Description of the task:
Set down exactly the lines of the records from the top to the line containing "border-[#1c1c1c] text-center align-middle"; include both.

Input material:
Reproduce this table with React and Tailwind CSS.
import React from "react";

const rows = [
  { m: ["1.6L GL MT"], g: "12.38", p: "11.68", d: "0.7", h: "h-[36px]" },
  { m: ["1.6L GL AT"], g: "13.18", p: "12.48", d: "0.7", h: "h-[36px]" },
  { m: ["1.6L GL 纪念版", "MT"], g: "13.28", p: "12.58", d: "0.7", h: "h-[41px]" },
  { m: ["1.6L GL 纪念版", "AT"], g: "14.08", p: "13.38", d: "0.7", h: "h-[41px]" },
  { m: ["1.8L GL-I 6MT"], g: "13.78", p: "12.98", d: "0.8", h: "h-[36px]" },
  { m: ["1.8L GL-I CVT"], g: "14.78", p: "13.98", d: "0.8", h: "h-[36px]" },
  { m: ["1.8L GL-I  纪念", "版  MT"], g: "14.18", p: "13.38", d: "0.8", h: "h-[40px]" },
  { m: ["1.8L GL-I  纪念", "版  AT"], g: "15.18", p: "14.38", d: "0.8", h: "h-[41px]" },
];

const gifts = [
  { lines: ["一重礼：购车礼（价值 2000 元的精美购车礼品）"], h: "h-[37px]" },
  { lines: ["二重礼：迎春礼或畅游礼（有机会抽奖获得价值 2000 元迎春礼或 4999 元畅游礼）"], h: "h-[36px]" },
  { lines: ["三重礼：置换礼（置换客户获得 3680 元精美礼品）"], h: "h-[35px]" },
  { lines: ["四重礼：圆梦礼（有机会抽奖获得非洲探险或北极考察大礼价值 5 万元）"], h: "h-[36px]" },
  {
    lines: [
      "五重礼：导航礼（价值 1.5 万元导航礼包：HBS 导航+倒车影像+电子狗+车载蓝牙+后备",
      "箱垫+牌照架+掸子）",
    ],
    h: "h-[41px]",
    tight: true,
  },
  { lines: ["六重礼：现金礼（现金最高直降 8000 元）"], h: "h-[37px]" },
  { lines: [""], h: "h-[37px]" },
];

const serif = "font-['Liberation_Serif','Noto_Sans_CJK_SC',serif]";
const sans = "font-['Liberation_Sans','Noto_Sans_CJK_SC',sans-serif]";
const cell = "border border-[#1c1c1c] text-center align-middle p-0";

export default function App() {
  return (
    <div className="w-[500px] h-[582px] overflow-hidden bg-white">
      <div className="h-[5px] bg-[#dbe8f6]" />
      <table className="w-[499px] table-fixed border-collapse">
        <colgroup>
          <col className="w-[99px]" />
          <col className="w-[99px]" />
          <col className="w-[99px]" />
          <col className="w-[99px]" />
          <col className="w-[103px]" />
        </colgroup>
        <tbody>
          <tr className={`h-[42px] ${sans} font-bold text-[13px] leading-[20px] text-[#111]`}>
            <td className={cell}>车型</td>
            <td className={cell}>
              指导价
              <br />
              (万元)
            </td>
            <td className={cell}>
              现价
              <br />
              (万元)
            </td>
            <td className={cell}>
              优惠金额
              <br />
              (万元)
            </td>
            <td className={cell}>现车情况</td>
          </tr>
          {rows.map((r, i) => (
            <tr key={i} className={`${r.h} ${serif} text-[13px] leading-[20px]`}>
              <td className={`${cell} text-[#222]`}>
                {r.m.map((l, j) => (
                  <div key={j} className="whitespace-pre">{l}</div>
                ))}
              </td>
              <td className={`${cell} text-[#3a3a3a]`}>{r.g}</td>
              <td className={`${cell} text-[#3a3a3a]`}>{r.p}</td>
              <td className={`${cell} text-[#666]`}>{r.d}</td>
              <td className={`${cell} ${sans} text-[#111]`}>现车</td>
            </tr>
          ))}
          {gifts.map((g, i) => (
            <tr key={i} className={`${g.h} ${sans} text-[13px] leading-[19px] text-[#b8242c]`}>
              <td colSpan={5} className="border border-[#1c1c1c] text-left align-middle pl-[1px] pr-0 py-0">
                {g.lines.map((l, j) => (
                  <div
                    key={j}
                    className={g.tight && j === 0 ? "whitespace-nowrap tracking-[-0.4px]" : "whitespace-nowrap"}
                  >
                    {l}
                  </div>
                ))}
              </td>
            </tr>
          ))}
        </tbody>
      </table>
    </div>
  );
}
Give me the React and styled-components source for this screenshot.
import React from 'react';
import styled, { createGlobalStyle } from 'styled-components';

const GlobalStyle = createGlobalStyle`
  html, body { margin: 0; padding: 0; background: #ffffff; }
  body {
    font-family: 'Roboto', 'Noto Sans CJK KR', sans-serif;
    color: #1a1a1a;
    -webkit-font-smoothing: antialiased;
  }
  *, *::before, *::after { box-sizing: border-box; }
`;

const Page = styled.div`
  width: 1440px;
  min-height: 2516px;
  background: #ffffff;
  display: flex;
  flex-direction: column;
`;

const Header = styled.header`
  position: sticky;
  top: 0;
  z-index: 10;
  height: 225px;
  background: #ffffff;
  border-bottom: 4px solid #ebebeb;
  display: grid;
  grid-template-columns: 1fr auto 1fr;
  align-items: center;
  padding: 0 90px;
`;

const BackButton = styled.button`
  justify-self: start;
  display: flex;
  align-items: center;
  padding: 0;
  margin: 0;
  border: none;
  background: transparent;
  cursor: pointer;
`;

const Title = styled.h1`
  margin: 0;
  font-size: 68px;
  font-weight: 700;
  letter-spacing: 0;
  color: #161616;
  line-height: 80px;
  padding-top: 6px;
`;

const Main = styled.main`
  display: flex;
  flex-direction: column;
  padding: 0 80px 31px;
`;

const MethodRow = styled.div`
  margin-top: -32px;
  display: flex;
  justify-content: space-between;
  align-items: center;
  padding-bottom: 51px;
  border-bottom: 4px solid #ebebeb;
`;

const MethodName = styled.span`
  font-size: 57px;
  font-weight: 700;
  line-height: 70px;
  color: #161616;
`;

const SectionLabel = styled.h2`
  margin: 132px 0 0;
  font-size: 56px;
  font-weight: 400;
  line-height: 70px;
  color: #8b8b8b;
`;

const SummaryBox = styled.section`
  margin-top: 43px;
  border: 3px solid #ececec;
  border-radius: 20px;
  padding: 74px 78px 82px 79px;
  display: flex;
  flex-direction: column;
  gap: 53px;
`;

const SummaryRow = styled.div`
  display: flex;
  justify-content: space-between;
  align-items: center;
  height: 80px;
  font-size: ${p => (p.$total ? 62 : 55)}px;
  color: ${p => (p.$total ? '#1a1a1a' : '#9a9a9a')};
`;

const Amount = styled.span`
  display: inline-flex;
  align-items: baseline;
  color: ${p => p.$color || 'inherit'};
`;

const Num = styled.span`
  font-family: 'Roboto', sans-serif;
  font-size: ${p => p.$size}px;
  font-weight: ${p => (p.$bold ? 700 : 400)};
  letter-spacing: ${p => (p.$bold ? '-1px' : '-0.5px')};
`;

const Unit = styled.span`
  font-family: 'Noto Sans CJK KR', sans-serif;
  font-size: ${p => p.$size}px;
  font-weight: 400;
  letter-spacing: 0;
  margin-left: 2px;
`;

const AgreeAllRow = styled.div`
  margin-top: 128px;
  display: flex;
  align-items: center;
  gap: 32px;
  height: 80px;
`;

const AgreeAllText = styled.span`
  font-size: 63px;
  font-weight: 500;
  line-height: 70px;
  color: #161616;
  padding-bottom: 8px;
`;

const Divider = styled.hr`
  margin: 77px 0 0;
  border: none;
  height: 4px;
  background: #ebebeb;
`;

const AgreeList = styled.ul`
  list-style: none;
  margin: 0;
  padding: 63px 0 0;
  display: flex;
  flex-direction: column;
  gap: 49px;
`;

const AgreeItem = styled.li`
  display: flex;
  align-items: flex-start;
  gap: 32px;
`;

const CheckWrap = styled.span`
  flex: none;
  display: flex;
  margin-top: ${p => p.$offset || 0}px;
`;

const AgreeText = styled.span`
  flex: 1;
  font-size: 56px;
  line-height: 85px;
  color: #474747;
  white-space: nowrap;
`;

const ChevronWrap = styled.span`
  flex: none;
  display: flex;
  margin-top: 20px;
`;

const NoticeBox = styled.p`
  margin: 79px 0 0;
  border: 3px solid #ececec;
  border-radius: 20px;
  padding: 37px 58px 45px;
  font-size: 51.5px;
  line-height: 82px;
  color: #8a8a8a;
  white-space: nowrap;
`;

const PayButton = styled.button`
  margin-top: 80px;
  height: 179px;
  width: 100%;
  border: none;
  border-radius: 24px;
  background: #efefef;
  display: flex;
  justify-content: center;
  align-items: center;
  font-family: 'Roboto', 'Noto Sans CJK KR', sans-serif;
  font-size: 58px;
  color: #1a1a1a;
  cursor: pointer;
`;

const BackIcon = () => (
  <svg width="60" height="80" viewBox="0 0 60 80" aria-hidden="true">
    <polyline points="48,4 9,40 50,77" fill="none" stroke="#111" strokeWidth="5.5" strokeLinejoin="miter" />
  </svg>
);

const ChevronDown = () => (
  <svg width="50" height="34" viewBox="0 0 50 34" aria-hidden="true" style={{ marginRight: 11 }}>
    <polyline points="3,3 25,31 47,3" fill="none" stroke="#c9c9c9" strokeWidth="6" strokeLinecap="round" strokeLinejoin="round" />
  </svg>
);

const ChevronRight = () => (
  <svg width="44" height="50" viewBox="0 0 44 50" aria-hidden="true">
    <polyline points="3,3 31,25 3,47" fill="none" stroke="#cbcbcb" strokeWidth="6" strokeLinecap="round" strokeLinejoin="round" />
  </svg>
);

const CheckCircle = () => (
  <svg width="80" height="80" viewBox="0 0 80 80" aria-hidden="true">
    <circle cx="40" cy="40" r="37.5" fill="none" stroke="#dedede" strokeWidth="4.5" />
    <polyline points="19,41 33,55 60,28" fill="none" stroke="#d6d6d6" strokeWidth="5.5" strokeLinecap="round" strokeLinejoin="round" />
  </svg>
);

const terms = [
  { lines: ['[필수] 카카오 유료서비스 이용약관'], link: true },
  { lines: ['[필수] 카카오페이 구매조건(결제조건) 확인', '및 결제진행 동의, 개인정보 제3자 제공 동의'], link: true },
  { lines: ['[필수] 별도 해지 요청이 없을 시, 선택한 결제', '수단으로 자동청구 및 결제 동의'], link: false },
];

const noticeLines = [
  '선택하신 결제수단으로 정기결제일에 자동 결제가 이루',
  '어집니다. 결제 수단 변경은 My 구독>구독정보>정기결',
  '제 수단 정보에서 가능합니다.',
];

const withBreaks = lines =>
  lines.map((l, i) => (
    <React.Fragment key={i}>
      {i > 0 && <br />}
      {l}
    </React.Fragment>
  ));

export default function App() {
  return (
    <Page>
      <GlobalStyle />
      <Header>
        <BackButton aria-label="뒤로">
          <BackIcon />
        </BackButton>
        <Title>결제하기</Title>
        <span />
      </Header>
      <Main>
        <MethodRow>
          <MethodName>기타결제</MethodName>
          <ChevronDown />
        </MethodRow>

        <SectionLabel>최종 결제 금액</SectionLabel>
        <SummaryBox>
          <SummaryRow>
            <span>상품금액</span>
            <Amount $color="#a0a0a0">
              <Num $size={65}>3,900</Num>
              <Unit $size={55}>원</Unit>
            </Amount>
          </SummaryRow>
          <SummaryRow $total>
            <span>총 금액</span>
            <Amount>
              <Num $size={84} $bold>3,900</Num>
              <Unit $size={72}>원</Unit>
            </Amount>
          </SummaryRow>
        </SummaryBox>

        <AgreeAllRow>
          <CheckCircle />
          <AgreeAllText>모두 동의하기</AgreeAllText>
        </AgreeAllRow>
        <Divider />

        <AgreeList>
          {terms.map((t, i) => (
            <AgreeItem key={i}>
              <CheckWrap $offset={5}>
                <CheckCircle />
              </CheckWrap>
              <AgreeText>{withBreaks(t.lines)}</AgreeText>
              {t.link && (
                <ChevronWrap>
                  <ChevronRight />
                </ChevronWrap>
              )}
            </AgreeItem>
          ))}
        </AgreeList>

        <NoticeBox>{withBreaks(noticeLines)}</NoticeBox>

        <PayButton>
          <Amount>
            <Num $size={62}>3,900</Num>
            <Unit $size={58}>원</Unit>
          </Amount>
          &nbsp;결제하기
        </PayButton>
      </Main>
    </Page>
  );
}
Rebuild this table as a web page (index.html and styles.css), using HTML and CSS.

Exercise answer:
Reproduce this table with React and Tailwind CSS.
import React from "react";

const rows = [
  { m: ["1.6L GL MT"], g: "12.38", p: "11.68", d: "0.7", h: "h-[36px]" },
  { m: ["1.6L GL AT"], g: "13.18", p: "12.48", d: "0.7", h: "h-[36px]" },
  { m: ["1.6L GL 纪念版", "MT"], g: "13.28", p: "12.58", d: "0.7", h: "h-[41px]" },
  { m: ["1.6L GL 纪念版", "AT"], g: "14.08", p: "13.38", d: "0.7", h: "h-[41px]" },
  { m: ["1.8L GL-I 6MT"], g: "13.78", p: "12.98", d: "0.8", h: "h-[36px]" },
  { m: ["1.8L GL-I CVT"], g: "14.78", p: "13.98", d: "0.8", h: "h-[36px]" },
  { m: ["1.8L GL-I  纪念", "版  MT"], g: "14.18", p: "13.38", d: "0.8", h: "h-[40px]" },
  { m: ["1.8L GL-I  纪念", "版  AT"], g: "15.18", p: "14.38", d: "0.8", h: "h-[41px]" },
];

const gifts = [
  { lines: ["一重礼：购车礼（价值 2000 元的精美购车礼品）"], h: "h-[37px]" },
  { lines: ["二重礼：迎春礼或畅游礼（有机会抽奖获得价值 2000 元迎春礼或 4999 元畅游礼）"], h: "h-[36px]" },
  { lines: ["三重礼：置换礼（置换客户获得 3680 元精美礼品）"], h: "h-[35px]" },
  { lines: ["四重礼：圆梦礼（有机会抽奖获得非洲探险或北极考察大礼价值 5 万元）"], h: "h-[36px]" },
  {
    lines: [
      "五重礼：导航礼（价值 1.5 万元导航礼包：HBS 导航+倒车影像+电子狗+车载蓝牙+后备",
      "箱垫+牌照架+掸子）",
    ],
    h: "h-[41px]",
    tight: true,
  },
  { lines: ["六重礼：现金礼（现金最高直降 8000 元）"], h: "h-[37px]" },
  { lines: [""], h: "h-[37px]" },
];

const serif = "font-['Liberation_Serif','Noto_Sans_CJK_SC',serif]";
const sans = "font-['Liberation_Sans','Noto_Sans_CJK_SC',sans-serif]";
const cell = "border border-[#1c1c1c] text-center align-middle p-0";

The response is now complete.